**TASK BRIEF:** Reproduce all the lines exactly as they stand, apart from the pictures.

================

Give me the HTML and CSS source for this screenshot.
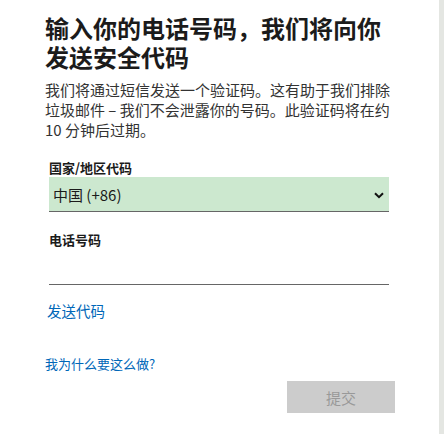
FILE: index.html
```html
<html lang="zh-CN">
<head>
    <meta charset="utf-8">
    <title>输入你的电话号码</title>
    <link rel="stylesheet" href="styles.css">
</head>
<body>
<main>
    <h1>输入你的电话号码，我们将向你发送安全代码</h1>
    <p class="desc">我们将通过短信发送一个验证码。这有助于我们排除垃圾邮件 – 我们不会泄露你的号码。此验证码将在约 10 分钟后过期。</p>
    <div class="form">
        <div class="field">
            <label for="country">国家/地区代码</label>
            <div class="select">
                <select id="country">
                    <option value="86">中国 (+86)</option>
                </select>
                <svg class="chev" width="10" height="7" viewBox="0 0 10 7"><path d="M1 1.2 5 5.2 9 1.2" fill="none" stroke="#111" stroke-width="2"/></svg>
            </div>
        </div>
        <div class="field">
            <label for="phone">电话号码</label>
            <input id="phone" class="line">
        </div>
        <a class="link send" href="#">发送代码</a>
        <a class="link why" href="#">我为什么要这么做?</a>
        <div class="actions">
            <button class="btn" disabled>提交</button>
        </div>
    </div>
</main>
<div class="rail"></div>
</body>
</html>
```
FILE: styles.css
```css
* {
    margin: 0;
    padding: 0;
    box-sizing: border-box;
}

html, body {
    height: 100%;
}

body {
    display: flex;
    color: #1b1b1b;
    background: #fff;
    font: normal 15px "Noto Sans CJK SC", "Liberation Sans", sans-serif;
    overflow: hidden;
}

main {
    flex: 1;
    padding: 13px 0 0 45px;
}

.rail {
    width: 5px;
    background: #e4e6e2;
}

h1 {
    width: 350px;
    font-size: 24px;
    line-height: 29px;
    font-weight: 700;
    color: #1b1b1b;
}

.desc {
    width: 348px;
    margin-top: 9px;
    font-size: 15px;
    line-height: 20px;
    color: #333;
}

.form {
    width: 350px;
}

.field {
    margin: 0 0 0 4px;
    width: 340px;
}

.field label {
    display: block;
    font-size: 13px;
    font-weight: 700;
    line-height: 18px;
    color: #1b1b1b;
}

.field:first-child {
    margin-top: 19px;
}

.field:nth-child(2) {
    margin-top: 19px;
}

.select {
    position: relative;
}

select {
    appearance: none;
    display: block;
    width: 100%;
    height: 35px;
    padding: 0 30px 0 4px;
    border: 0;
    border-bottom: 1px solid #666;
    background: #cce8cf;
    font: normal 15px "Noto Sans CJK SC", "Liberation Sans", sans-serif;
    color: #1b1b1b;
    outline: none;
}

.chev {
    position: absolute;
    right: 5px;
    top: 15px;
}

.line {
    display: block;
    width: 100%;
    height: 36px;
    border: 0;
    border-bottom: 1px solid #666;
    outline: none;
    font-size: 15px;
}

.link {
    display: block;
    color: #0067b8;
    text-decoration: none;
}

.send {
    margin: 16px 0 0 2px;
    font-size: 14.5px;
    line-height: 20px;
}

.why {
    margin-top: 34px;
    font-size: 13px;
    line-height: 18px;
}

.actions {
    display: flex;
    justify-content: flex-end;
    margin-top: 8px;
}

.btn {
    width: 108px;
    height: 32px;
    border: 0;
    background: #ccc;
    color: #999;
    font: normal 15px "Noto Sans CJK SC", "Liberation Sans", sans-serif;
}
```
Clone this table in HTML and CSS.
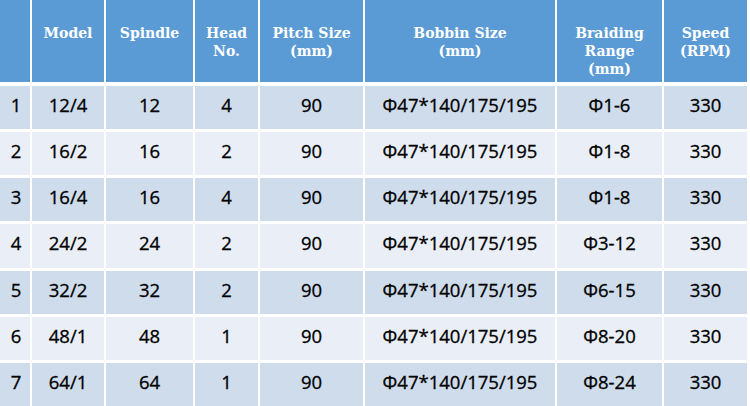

================

**REPLY TO THE EXERCISE:**
Give me the HTML and CSS source for this screenshot.
FILE: index.html
```html
<html lang="zh-CN">
<head>
    <meta charset="utf-8">
    <title>输入你的电话号码</title>
    <link rel="stylesheet" href="styles.css">
</head>
<body>
<main>
    <h1>输入你的电话号码，我们将向你发送安全代码</h1>
    <p class="desc">我们将通过短信发送一个验证码。这有助于我们排除垃圾邮件 – 我们不会泄露你的号码。此验证码将在约 10 分钟后过期。</p>
    <div class="form">
        <div class="field">
            <label for="country">国家/地区代码</label>
            <div class="select">
                <select id="country">
                    <option value="86">中国 (+86)</option>
                </select>
                <svg class="chev" width="10" height="7" viewBox="0 0 10 7"><path d="M1 1.2 5 5.2 9 1.2" fill="none" stroke="#111" stroke-width="2"/></svg>
            </div>
        </div>
        <div class="field">
            <label for="phone">电话号码</label>
            <input id="phone" class="line">
        </div>
        <a class="link send" href="#">发送代码</a>
        <a class="link why" href="#">我为什么要这么做?</a>
        <div class="actions">
            <button class="btn" disabled>提交</button>
        </div>
    </div>
</main>
<div class="rail"></div>
</body>
</html>
```
FILE: styles.css
```css
* {
    margin: 0;
    padding: 0;
    box-sizing: border-box;
}

html, body {
    height: 100%;
}

body {
    display: flex;
    color: #1b1b1b;
    background: #fff;
    font: normal 15px "Noto Sans CJK SC", "Liberation Sans", sans-serif;
    overflow: hidden;
}

main {
    flex: 1;
    padding: 13px 0 0 45px;
}

.rail {
    width: 5px;
    background: #e4e6e2;
}

h1 {
    width: 350px;
    font-size: 24px;
    line-height: 29px;
    font-weight: 700;
    color: #1b1b1b;
}

.desc {
    width: 348px;
    margin-top: 9px;
    font-size: 15px;
    line-height: 20px;
    color: #333;
}

.form {
    width: 350px;
}

.field {
    margin: 0 0 0 4px;
    width: 340px;
}

.field label {
    display: block;
    font-size: 13px;
    font-weight: 700;
    line-height: 18px;
    color: #1b1b1b;
}

.field:first-child {
    margin-top: 19px;
}

.field:nth-child(2) {
    margin-top: 19px;
}

.select {
    position: relative;
}

select {
    appearance: none;
    display: block;
    width: 100%;
    height: 35px;
    padding: 0 30px 0 4px;
    border: 0;
    border-bottom: 1px solid #666;
    background: #cce8cf;
    font: normal 15px "Noto Sans CJK SC", "Liberation Sans", sans-serif;
    color: #1b1b1b;
    outline: none;
}

.chev {
    position: absolute;
    right: 5px;
    top: 15px;
}

.line {
    display: block;
    width: 100%;
    height: 36px;
    border: 0;
    border-bottom: 1px solid #666;
    outline: none;
    font-size: 15px;
}

.link {
    display: block;
    color: #0067b8;
    text-decoration: none;
}

.send {
    margin: 16px 0 0 2px;
    font-size: 14.5px;
    line-height: 20px;
}

.why {
    margin-top: 34px;
    font-size: 13px;
    line-height: 18px;
}

.actions {
    display: flex;
    justify-content: flex-end;
    margin-top: 8px;
}

.btn {
    width: 108px;
    height: 32px;
    border: 0;
    background: #ccc;
    color: #999;
    font: normal 15px "Noto Sans CJK SC", "Liberation Sans", sans-serif;
}
```
Clone this table in HTML and CSS.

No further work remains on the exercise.